Por Jorge TRASLOSHEROS |
En México tenemos un déficit de ciudadanía. Nos involucramos poco en la consecución del bien común. Muchas son las razones, pero una de las más importantes es que los políticos lo procuran. A menos participación, más ventajas para sus clientelas, creándose un círculo vicioso entre fatalismo ciudadano y corrupción política: a más corrupción, más desaliento; a más desaliento, más corrupción.
Este círculo vicioso se fomenta por una de las grandes contradicciones de nuestra cultura. Mientras que el pueblo es religioso, mayoritariamente católico y con un creciente pluralismo también en clave cristiana; la clase política e intelectual es preponderantemente antirreligiosa, anticlerical y decididamente anticatólica, con fuerte impacto en los medios de comunicación.
Esto tiene dos expresiones perniciosas. Por un lado, la existencia de una agresiva discriminación contra los católicos, la cual es considerada políticamente muy correcta. Por otro lado, la presencia de un rechazo constante al reconocimiento de la libertad religiosa como un derecho humano fundamental, incluso después de aprobada la reforma constitucional de 2013. El mensaje es perverso: no se debe ser católico y ciudadano al mismo tiempo.
Esta esquizofrenia social inducida alimenta uno de nuestros más graves problemas culturales, como es la fractura ética de nuestra ciudadanía. No pocas encuestas han demostrado que, para la mayoría de los mexicanos, es irrelevante ser coherente en la vida pública con los valores que guían la vida privada. La razón esgrimida es constante: ¿Qué caso tiene ser consecuente si de todos modos me van a joder, si el que no transa no avanza? Esta fractura ética es el combustible que alimenta el círculo vicioso del fatalismo ciudadano y la corrupción pública. Si ser coherente no tiene consecuencias, ¿qué sentido tiene participar?
Por eso es tan trascendente el llamado del papa Francisco para no dejarnos arrastrar por el fatalismo. Los católicos somos una parte significativa de la ciudadanía y, si bien no somos culpables de la corrupción y el desastre creado por la clase política, nuestra fe nos impulsa a la responsabilidad civil en la construcción del bien común. No podemos ser buenos católicos, sin ser también virtuosos ciudadanos. Lo contrario es vegetar en la esquizofrenia espiritual y civil.
La buena noticia es que la catolicidad mexicana da visos de cambios positivos. No me refiero al número de católicos, pues una Iglesia obesa y fatalista hace más daño que bien. Me refiero a la participación como sociedad civil, para hacer presente nuestra propuesta cultural profundamente humanista, bien centrada en la vida y dignidad de las personas. Pongo dos ejemplos.

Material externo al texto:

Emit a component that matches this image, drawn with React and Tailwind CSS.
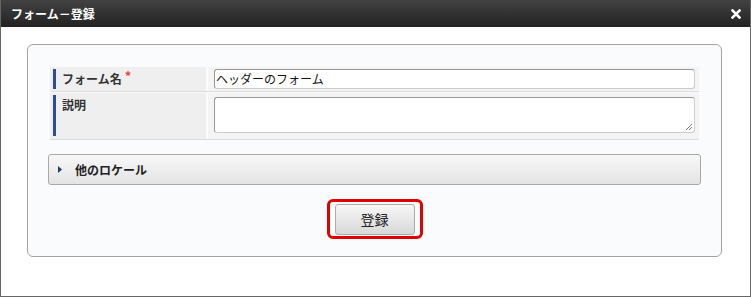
import React from "react";

export default function App() {
  const jp = { fontFamily: '"Noto Sans CJK JP", "Noto Sans", sans-serif' };
  return (
    <div className="w-[751px] h-[297px] bg-white flex flex-col border border-t-0 border-[#666]" style={jp}>
      <div className="h-[27px] shrink-0 bg-gradient-to-b from-[#424242] to-[#222222] flex items-center justify-between pl-[10px] pr-[8px] text-white">
        <span className="text-[12px] font-bold leading-none">フォーム－登録</span>
        <svg width="10" height="10" viewBox="0 0 10 10" className="mr-[1px]">
          <path d="M1.5 1.5 L8.5 8.5 M8.5 1.5 L1.5 8.5" stroke="white" strokeWidth="2.6" strokeLinecap="square" />
        </svg>
      </div>
      <div className="flex-1 pl-[26px] pr-[28px] pt-[17px]">
        <div className="h-[213px] border border-[#a3a3a3] rounded-[6px] bg-[#fafbfd] px-[20px] pt-[22px] flex flex-col">
          <div className="mx-[2px] flex flex-col">
            <div className="flex border-b border-[#dcdcdc] gap-[2px]">
              <div className="w-[156px] h-[24px] bg-[#efefef] flex items-center pl-[3px]">
                <div className="w-[3px] h-[20px] bg-[#2e4d8f]" />
                <span className="ml-[6px] text-[12px] font-bold text-[#333]">フォーム名</span>
                <span className="ml-[3px] text-[13px] font-bold text-[#e04848] self-start mt-[1px] leading-[16px]">*</span>
              </div>
              <div className="flex-1 bg-[#f4f4f4] flex items-center pl-[6px] pr-[4px]">
                <div className="w-full h-[20px] border border-[#999] border-b-[#ccc] border-r-[#ccc] rounded-[3px] bg-white flex items-center px-[1px] text-[12px] text-[#111]">
                  ヘッダーのフォーム
                </div>
              </div>
            </div>
            <div className="flex border-b border-[#dcdcdc] gap-[2px] mt-[1px]">
              <div className="w-[156px] h-[46px] bg-[#efefef] flex items-start pl-[3px] pt-[2px]">
                <div className="w-[3px] h-[41px] bg-[#2e4d8f]" />
                <span className="ml-[6px] mt-[4px] text-[12px] font-bold text-[#333] leading-none">説明</span>
              </div>
              <div className="flex-1 bg-[#f4f4f4] pl-[6px] pr-[4px] pt-[4px]">
                <div className="relative w-full h-[36px] border border-[#999] border-b-[#ccc] border-r-[#ccc] rounded-[3px] bg-white">
                  <svg width="8" height="8" viewBox="0 0 8 8" className="absolute right-[1px] bottom-[1px]">
                    <path d="M7 1 L1 7 M7 4 L4 7" stroke="#777" strokeWidth="1" />
                  </svg>
                </div>
              </div>
            </div>
          </div>
          <div className="mt-[14px] h-[31px] border border-[#a8a8a8] rounded-[3px] bg-gradient-to-b from-[#f8f8f8] to-[#e4e4e4] flex items-center pl-[9px]">
            <svg width="5" height="7" viewBox="0 0 5 7">
              <path d="M0 0 L4 3.5 L0 7 Z" fill="#1f3f6e" />
            </svg>
            <span className="ml-[12px] text-[12px] font-bold text-[#222]">他のロケール</span>
          </div>
          <div className="flex justify-center mt-[14px]">
            <div className="w-[96px] h-[40px] border-[3px] border-[#e00000] rounded-[6px] flex items-center justify-center">
              <div className="w-[80px] h-[31px] border border-[#aaa] rounded-[3px] bg-gradient-to-b from-[#f7f7f7] to-[#d8d8d8] flex items-center justify-center text-[14px] text-[#222]">
                登録
              </div>
            </div>
          </div>
        </div>
      </div>
    </div>
  );
}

El primero. Este fin de semana se realizará la cuarta marcha por la “Paz y la Familia” en la ciudad de Cuernavaca. No es un evento político, sino la expresión de ciudadanos libres, como explicó el obispo Ramón Castro. La marcha ha recibido ataques serios del gobernador Graco Ramírez, viva imagen del político al cual le molesta la participación ciudadana más allá de su clientela. Quisiera reproducir el círculo vicioso, pero se topa con una ciudadanía dispuesta al testimonio.
El segundo ejemplo. En la Ciudad de México, los católicos de a pie decidieron celebrar el Segundo Congreso Eucarístico Arquidiocesano, como respuesta al llamado del papa Francisco. El motor de la vida de un católico es Jesús de Nazaret y el núcleo de su espiritualidad la eucaristía, porque es la presencia inequívoca de Cristo al cual todos, sin excepción, tenemos vía libre mediante la contemplación. La fe llama a la esperanza en la caridad y, en consecuencia, a la construcción del bien común mediante la participación ciudadana.
El Congreso se llevará a cabo durante la primera semana de junio y está dirigido especialmente a los jóvenes. Su objetivo es sencillo: desde la contemplación de Jesús, alimentar nuestra alegre esperanza para ser buenos católicos, mejores ciudadanos y así construir una mejor ciudad.
Entonces, ¿para qué sirve la libertad religiosa? Entre muchas cosas, para formar una ciudadanía comprometida, capaz de romper el círculo vicioso del fatalismo y la corrupción. La libertad religiosa recién ganada en México es un tesoro, un instrumento jurídico invaluable para conectar la vida del cristiano con su testimonio público, es decir, con su práctica ciudadana.